Records:
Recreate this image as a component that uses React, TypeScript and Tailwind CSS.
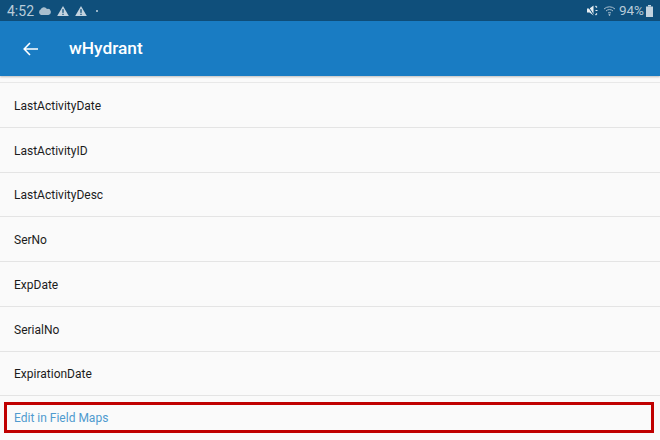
const FIELDS = [
  'LastActivityDate',
  'LastActivityID',
  'LastActivityDesc',
  'SerNo',
  'ExpDate',
  'SerialNo',
  'ExpirationDate',
];

function WarnIcon() {
  return (
    <svg width="12" height="12" viewBox="0 0 13 12">
      <path d="M6.5 0.5 L12.8 11.5 L0.2 11.5 Z" fill="#c3d3df" />
      <rect x="5.8" y="4" width="1.4" height="4" fill="#0f4f7b" />
      <rect x="5.8" y="9" width="1.4" height="1.3" fill="#0f4f7b" />
    </svg>
  );
}

function StatusBar() {
  return (
    <div className="h-[21px] bg-[#0f4f7b] flex items-center pl-[7px] pr-[7px] text-[#b9ccd9] shrink-0">
      <span className="text-[14px] leading-none w-[26px]">4:52</span>
      <svg width="13" height="8" viewBox="0 0 13 8" className="ml-[5px]">
        <path d="M3 8 A3 3 0 0 1 2.6 2.6 A3.6 3.6 0 0 1 9 2 A3 3 0 0 1 10.5 8 Z" fill="#a9bfcf" />
      </svg>
      <div className="ml-[6px] flex"><WarnIcon /></div>
      <div className="ml-[6px] flex"><WarnIcon /></div>
      <div className="ml-[9px] w-[2px] h-[2px] rounded-full bg-[#c3d3df]" />
      <div className="ml-auto flex items-center">
        <svg width="12" height="11" viewBox="0 0 12 11">
          <path d="M0 3.5 H2.5 L6.5 0.5 V10.5 L2.5 7.5 H0 Z" fill="#e6edf2" />
          <path d="M0.5 0.5 L7 10.5" stroke="#0f4f7b" strokeWidth="1" />
          <path d="M8.5 1 L10 2.5 M8.5 5.5 H10.5 M8.5 10 L10 8.5" stroke="#e6edf2" strokeWidth="1.2" />
        </svg>
        <svg width="14" height="11" viewBox="0 0 14 11" className="ml-[4px]" fill="none" stroke="#a9bfcf" strokeWidth="1">
          <path d="M1 4 A8 8 0 0 1 12 4" />
          <path d="M3 6 A5 5 0 0 1 10 6" />
          <path d="M5 8 A2.5 2.5 0 0 1 8 8" />
          <circle cx="6.5" cy="9.8" r="0.6" fill="#a9bfcf" />
        </svg>
        <span className="ml-[2px] text-[13.5px] leading-none">94%</span>
        <svg width="7" height="12" viewBox="0 0 7 12" className="ml-[2px]">
          <rect x="2" y="0" width="3" height="1.5" fill="#c3d3df" />
          <rect x="0" y="1.5" width="7" height="10.5" fill="#c3d3df" />
        </svg>
      </div>
    </div>
  );
}

function AppBar() {
  return (
    <div className="h-[55px] bg-[#197cc3] flex items-center shrink-0 shadow-[0_1px_2px_rgba(0,0,0,0.25)]">
      <svg width="16" height="14" viewBox="0 0 16 14" className="ml-[23px]" fill="none" stroke="#fff" strokeWidth="1.6">
        <path d="M15 7 H1.5 M7 1 L1.2 7 L7 13" />
      </svg>
      <span className="ml-[30px] text-white text-[17.3px] font-medium">wHydrant</span>
    </div>
  );
}

export default function App() {
  return (
    <div className="w-[660px] h-[440px] overflow-hidden flex flex-col bg-[#fafafa] font-['Roboto',sans-serif]">
      <StatusBar />
      <AppBar />
      <div className="h-[7px] border-b border-[#e8e8e8] shrink-0" />
      {FIELDS.map((name) => (
        <div key={name} className="h-[44.75px] shrink-0 flex items-center px-[14px] pt-[2px] border-b border-[#e4e4e4] text-[12px] text-[#1c1c1c]">
          {name}
        </div>
      ))}
      <div className="mt-[6px] ml-[4px] w-[650px] h-[31px] border-[3px] border-[#c00000] flex items-center pl-[7px] text-[12px] text-[#4f9bcf]">
        Edit in Field Maps
      </div>
    </div>
  );
}
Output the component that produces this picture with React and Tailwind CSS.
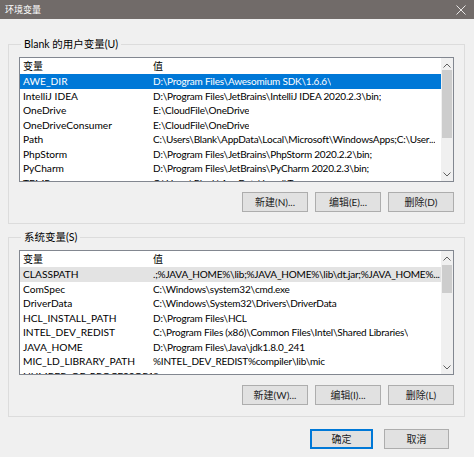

Challenge:
Reproduce each line of the records exactly, and omit every picture.

Written response:
Recreate this image as a component that uses React, TypeScript and Tailwind CSS.
const FIELDS = [
  'LastActivityDate',
  'LastActivityID',
  'LastActivityDesc',
  'SerNo',
  'ExpDate',
  'SerialNo',
  'ExpirationDate',
];

function WarnIcon() {
  return (
    <svg width="12" height="12" viewBox="0 0 13 12">
      <path d="M6.5 0.5 L12.8 11.5 L0.2 11.5 Z" fill="#c3d3df" />
      <rect x="5.8" y="4" width="1.4" height="4" fill="#0f4f7b" />
      <rect x="5.8" y="9" width="1.4" height="1.3" fill="#0f4f7b" />
    </svg>
  );
}

function StatusBar() {
  return (
    <div className="h-[21px] bg-[#0f4f7b] flex items-center pl-[7px] pr-[7px] text-[#b9ccd9] shrink-0">
      <span className="text-[14px] leading-none w-[26px]">4:52</span>
      <svg width="13" height="8" viewBox="0 0 13 8" className="ml-[5px]">
        <path d="M3 8 A3 3 0 0 1 2.6 2.6 A3.6 3.6 0 0 1 9 2 A3 3 0 0 1 10.5 8 Z" fill="#a9bfcf" />
      </svg>
      <div className="ml-[6px] flex"><WarnIcon /></div>
      <div className="ml-[6px] flex"><WarnIcon /></div>
      <div className="ml-[9px] w-[2px] h-[2px] rounded-full bg-[#c3d3df]" />
      <div className="ml-auto flex items-center">
        <svg width="12" height="11" viewBox="0 0 12 11">
          <path d="M0 3.5 H2.5 L6.5 0.5 V10.5 L2.5 7.5 H0 Z" fill="#e6edf2" />
          <path d="M0.5 0.5 L7 10.5" stroke="#0f4f7b" strokeWidth="1" />
          <path d="M8.5 1 L10 2.5 M8.5 5.5 H10.5 M8.5 10 L10 8.5" stroke="#e6edf2" strokeWidth="1.2" />
        </svg>
        <svg width="14" height="11" viewBox="0 0 14 11" className="ml-[4px]" fill="none" stroke="#a9bfcf" strokeWidth="1">
          <path d="M1 4 A8 8 0 0 1 12 4" />
          <path d="M3 6 A5 5 0 0 1 10 6" />
          <path d="M5 8 A2.5 2.5 0 0 1 8 8" />
          <circle cx="6.5" cy="9.8" r="0.6" fill="#a9bfcf" />
        </svg>
        <span className="ml-[2px] text-[13.5px] leading-none">94%</span>
        <svg width="7" height="12" viewBox="0 0 7 12" className="ml-[2px]">
          <rect x="2" y="0" width="3" height="1.5" fill="#c3d3df" />
          <rect x="0" y="1.5" width="7" height="10.5" fill="#c3d3df" />
        </svg>
      </div>
    </div>
  );
}

function AppBar() {
  return (
    <div className="h-[55px] bg-[#197cc3] flex items-center shrink-0 shadow-[0_1px_2px_rgba(0,0,0,0.25)]">
      <svg width="16" height="14" viewBox="0 0 16 14" className="ml-[23px]" fill="none" stroke="#fff" strokeWidth="1.6">
        <path d="M15 7 H1.5 M7 1 L1.2 7 L7 13" />
      </svg>
      <span className="ml-[30px] text-white text-[17.3px] font-medium">wHydrant</span>
    </div>
  );
}

export default function App() {
  return (
    <div className="w-[660px] h-[440px] overflow-hidden flex flex-col bg-[#fafafa] font-['Roboto',sans-serif]">
      <StatusBar />
      <AppBar />
      <div className="h-[7px] border-b border-[#e8e8e8] shrink-0" />
      {FIELDS.map((name) => (
        <div key={name} className="h-[44.75px] shrink-0 flex items-center px-[14px] pt-[2px] border-b border-[#e4e4e4] text-[12px] text-[#1c1c1c]">
          {name}
        </div>
      ))}
      <div className="mt-[6px] ml-[4px] w-[650px] h-[31px] border-[3px] border-[#c00000] flex items-center pl-[7px] text-[12px] text-[#4f9bcf]">
        Edit in Field Maps
      </div>
    </div>
  );
}
Output the component that produces this picture with React and Tailwind CSS.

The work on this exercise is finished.